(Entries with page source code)
****
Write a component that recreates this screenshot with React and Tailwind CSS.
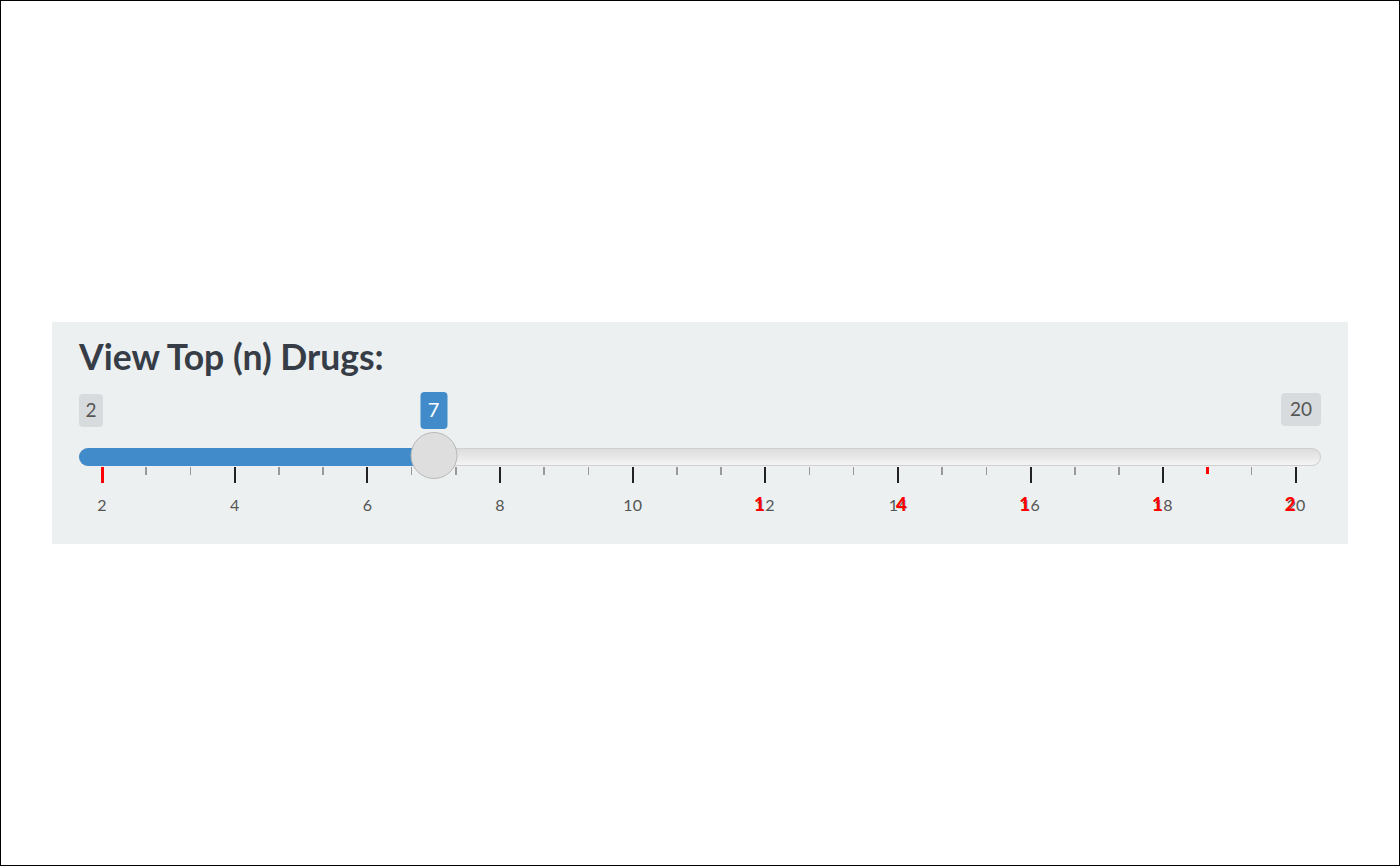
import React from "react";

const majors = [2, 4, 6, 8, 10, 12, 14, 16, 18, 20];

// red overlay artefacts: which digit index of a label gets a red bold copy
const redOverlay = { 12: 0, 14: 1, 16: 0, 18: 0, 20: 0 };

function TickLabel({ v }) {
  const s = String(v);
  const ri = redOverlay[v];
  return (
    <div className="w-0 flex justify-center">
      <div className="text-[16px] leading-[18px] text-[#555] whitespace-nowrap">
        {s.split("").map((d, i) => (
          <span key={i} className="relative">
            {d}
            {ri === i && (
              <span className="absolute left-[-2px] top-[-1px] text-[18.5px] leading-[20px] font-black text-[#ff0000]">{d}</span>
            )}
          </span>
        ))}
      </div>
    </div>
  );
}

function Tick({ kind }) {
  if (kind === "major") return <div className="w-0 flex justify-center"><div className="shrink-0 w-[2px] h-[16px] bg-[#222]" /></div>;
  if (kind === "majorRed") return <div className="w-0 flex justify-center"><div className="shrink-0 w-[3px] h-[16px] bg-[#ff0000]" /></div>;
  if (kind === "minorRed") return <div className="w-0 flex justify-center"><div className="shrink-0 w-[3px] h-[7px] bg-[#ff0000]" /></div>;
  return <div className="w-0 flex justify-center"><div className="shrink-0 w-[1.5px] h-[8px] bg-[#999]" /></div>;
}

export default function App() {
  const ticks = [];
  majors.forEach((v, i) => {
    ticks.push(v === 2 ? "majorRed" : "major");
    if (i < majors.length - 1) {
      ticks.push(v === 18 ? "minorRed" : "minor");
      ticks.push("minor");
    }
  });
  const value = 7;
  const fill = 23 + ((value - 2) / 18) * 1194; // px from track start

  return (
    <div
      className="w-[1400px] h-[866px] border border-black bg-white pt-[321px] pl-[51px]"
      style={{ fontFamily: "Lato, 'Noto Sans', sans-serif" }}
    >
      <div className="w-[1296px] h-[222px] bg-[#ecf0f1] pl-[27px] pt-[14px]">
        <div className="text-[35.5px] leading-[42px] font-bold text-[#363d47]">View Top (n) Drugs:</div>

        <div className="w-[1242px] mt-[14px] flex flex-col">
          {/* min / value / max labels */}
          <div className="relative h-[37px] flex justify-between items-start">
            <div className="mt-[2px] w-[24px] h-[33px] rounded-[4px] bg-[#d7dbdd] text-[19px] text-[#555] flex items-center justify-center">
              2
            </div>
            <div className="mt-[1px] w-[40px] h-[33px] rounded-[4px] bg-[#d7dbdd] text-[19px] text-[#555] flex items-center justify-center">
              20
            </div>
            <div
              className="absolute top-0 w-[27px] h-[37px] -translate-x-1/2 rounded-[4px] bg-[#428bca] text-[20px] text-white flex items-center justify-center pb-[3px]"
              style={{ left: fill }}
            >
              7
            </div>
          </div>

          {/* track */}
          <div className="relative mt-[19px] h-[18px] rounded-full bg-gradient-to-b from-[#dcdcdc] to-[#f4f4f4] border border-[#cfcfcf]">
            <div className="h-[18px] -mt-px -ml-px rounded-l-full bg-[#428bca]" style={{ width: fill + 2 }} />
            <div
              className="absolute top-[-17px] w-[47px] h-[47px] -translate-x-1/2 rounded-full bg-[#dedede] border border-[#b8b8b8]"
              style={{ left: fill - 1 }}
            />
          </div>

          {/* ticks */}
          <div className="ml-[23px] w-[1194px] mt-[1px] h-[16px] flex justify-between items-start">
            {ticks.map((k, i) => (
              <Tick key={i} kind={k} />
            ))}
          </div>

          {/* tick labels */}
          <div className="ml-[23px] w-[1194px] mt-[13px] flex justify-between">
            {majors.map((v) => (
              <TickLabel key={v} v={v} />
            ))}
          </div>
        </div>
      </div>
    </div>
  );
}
****
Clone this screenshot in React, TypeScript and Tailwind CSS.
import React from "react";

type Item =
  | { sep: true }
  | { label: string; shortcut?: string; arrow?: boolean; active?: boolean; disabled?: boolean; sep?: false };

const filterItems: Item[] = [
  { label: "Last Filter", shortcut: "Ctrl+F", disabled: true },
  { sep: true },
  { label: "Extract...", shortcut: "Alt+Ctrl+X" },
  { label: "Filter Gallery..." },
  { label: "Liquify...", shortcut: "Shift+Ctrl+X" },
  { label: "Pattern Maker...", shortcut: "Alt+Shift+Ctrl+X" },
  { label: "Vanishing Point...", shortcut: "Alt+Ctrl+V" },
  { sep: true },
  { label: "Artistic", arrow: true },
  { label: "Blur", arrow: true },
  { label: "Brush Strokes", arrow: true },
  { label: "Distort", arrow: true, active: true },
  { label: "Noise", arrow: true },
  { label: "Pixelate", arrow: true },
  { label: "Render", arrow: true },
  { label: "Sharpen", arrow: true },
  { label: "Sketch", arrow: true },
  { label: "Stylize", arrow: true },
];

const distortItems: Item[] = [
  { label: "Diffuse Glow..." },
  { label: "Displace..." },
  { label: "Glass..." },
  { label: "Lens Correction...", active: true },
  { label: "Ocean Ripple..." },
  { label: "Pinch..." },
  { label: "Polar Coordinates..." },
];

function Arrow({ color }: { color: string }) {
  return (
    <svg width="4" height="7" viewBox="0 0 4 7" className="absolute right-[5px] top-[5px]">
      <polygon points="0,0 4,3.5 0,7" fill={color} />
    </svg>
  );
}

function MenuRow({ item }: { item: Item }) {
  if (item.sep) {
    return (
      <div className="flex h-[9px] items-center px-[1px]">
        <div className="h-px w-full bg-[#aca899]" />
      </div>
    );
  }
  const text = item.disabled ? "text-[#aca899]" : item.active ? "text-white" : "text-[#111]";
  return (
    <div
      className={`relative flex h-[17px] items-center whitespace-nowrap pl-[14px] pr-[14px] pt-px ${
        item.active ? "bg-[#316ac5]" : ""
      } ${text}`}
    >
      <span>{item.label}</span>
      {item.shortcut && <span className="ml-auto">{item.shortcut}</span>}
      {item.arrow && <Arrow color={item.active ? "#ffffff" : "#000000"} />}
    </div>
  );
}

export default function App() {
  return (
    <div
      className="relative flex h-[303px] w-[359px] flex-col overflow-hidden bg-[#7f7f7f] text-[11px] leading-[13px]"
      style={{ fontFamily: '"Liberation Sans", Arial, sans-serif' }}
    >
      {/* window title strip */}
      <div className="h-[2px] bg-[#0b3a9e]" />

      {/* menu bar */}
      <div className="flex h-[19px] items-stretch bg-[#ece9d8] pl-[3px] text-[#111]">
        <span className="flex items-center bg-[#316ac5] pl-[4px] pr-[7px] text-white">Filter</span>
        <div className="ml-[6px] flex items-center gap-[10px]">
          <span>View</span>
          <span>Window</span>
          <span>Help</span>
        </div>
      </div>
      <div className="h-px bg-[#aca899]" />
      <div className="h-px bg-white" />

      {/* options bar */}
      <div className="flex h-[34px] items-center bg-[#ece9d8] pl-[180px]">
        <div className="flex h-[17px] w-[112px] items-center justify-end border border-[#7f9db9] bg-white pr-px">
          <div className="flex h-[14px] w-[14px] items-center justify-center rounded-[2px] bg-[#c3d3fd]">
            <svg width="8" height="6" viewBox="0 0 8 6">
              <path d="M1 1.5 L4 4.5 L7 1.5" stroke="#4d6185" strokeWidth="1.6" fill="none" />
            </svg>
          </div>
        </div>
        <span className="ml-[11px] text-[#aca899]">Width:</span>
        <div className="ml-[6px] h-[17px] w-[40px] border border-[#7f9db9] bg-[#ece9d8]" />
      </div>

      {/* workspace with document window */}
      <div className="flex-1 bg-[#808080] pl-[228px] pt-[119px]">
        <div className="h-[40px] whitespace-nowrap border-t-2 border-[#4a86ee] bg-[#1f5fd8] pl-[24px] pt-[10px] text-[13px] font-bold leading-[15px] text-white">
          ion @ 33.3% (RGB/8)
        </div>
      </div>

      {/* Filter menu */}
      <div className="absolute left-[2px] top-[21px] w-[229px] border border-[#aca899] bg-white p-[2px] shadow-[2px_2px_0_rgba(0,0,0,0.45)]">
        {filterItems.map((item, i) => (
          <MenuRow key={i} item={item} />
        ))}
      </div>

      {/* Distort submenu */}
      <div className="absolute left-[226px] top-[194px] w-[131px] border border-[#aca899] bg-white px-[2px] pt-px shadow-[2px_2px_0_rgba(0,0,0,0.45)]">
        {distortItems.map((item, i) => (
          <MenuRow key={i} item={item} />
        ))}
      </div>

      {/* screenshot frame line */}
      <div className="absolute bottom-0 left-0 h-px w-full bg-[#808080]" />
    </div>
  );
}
****
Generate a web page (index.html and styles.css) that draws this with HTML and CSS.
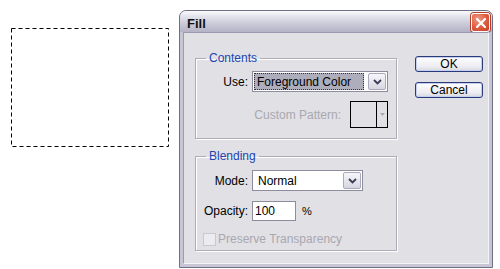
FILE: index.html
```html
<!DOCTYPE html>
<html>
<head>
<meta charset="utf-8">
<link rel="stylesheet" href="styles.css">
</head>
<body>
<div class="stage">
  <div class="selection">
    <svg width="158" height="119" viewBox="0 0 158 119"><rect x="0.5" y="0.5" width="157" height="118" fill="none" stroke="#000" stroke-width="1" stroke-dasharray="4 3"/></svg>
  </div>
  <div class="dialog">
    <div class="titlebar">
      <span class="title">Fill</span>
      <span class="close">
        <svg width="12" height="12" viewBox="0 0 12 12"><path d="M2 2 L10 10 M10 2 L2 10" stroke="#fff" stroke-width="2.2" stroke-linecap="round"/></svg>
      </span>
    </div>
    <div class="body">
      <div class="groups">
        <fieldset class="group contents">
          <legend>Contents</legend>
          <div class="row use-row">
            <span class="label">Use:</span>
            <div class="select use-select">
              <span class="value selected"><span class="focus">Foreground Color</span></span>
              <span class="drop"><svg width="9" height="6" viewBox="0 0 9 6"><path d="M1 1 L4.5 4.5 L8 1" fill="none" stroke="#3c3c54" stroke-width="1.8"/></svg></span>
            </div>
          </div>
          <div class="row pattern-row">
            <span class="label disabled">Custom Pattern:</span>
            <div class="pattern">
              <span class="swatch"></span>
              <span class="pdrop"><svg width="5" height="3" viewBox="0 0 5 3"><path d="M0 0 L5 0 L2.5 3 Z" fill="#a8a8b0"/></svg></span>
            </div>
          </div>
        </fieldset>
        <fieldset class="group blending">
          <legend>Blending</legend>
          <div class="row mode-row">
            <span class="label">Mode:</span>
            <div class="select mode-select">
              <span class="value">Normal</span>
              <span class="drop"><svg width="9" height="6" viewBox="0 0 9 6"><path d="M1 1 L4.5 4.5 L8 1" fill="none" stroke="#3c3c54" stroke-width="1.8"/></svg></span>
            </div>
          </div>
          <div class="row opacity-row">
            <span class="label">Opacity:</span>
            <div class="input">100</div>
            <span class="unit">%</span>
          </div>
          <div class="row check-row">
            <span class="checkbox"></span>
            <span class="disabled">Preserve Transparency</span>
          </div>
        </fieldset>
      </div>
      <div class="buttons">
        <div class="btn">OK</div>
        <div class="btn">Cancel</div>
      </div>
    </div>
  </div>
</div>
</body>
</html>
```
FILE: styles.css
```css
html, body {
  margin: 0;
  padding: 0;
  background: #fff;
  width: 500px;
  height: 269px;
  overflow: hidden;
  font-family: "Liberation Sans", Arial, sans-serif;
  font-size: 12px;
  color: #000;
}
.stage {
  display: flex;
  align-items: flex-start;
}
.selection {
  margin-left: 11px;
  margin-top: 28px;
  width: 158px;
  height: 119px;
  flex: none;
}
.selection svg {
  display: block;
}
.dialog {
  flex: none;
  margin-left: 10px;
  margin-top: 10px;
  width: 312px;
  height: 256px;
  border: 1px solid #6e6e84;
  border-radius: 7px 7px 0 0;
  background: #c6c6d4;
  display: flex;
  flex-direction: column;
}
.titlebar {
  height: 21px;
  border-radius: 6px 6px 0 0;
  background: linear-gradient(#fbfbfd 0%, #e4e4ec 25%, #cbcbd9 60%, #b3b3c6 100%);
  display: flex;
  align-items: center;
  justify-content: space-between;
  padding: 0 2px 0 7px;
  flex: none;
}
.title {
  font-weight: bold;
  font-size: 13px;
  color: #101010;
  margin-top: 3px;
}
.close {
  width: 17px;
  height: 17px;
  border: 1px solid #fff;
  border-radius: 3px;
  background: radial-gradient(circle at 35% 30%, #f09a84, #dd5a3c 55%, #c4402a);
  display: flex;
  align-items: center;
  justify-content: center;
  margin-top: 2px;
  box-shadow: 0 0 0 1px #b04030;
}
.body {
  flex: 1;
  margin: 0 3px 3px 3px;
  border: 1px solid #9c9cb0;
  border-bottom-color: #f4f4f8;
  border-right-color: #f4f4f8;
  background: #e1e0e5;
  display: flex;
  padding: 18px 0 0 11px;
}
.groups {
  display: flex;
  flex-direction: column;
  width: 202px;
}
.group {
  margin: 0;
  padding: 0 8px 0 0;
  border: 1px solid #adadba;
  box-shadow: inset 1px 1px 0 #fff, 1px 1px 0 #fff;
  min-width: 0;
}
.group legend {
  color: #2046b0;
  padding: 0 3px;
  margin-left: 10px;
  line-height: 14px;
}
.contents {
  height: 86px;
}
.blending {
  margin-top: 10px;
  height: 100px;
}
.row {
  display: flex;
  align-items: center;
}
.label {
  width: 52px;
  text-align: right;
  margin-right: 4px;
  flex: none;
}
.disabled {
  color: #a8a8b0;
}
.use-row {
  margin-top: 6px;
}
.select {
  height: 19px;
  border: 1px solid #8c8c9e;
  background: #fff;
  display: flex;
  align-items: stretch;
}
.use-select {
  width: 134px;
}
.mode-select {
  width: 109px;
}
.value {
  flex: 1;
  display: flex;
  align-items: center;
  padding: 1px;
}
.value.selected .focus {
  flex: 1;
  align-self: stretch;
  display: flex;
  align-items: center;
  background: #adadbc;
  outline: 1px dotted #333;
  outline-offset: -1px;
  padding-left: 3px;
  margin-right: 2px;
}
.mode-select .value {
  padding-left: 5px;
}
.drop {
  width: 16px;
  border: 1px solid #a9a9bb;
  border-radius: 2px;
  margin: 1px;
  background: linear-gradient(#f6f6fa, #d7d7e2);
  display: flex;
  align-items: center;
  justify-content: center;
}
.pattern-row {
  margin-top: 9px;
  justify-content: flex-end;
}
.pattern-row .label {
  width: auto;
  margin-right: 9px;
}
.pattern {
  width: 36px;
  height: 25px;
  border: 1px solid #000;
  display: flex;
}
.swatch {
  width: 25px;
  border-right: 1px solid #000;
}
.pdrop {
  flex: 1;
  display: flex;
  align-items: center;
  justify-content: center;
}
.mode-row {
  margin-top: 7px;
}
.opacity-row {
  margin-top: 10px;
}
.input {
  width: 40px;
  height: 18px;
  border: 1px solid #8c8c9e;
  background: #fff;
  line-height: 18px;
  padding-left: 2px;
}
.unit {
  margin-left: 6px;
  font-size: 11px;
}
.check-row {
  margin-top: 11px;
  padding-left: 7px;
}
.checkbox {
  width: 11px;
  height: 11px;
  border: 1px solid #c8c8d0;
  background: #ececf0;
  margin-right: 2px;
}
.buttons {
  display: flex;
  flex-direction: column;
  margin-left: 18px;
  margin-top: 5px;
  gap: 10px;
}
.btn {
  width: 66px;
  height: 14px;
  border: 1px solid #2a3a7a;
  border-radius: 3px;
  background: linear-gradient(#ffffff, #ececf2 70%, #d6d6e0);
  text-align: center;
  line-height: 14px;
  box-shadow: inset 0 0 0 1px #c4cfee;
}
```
****
WORK TO DO
Give only the number of lines in the data that hold the string "index".

FINISHED EXERCISE
3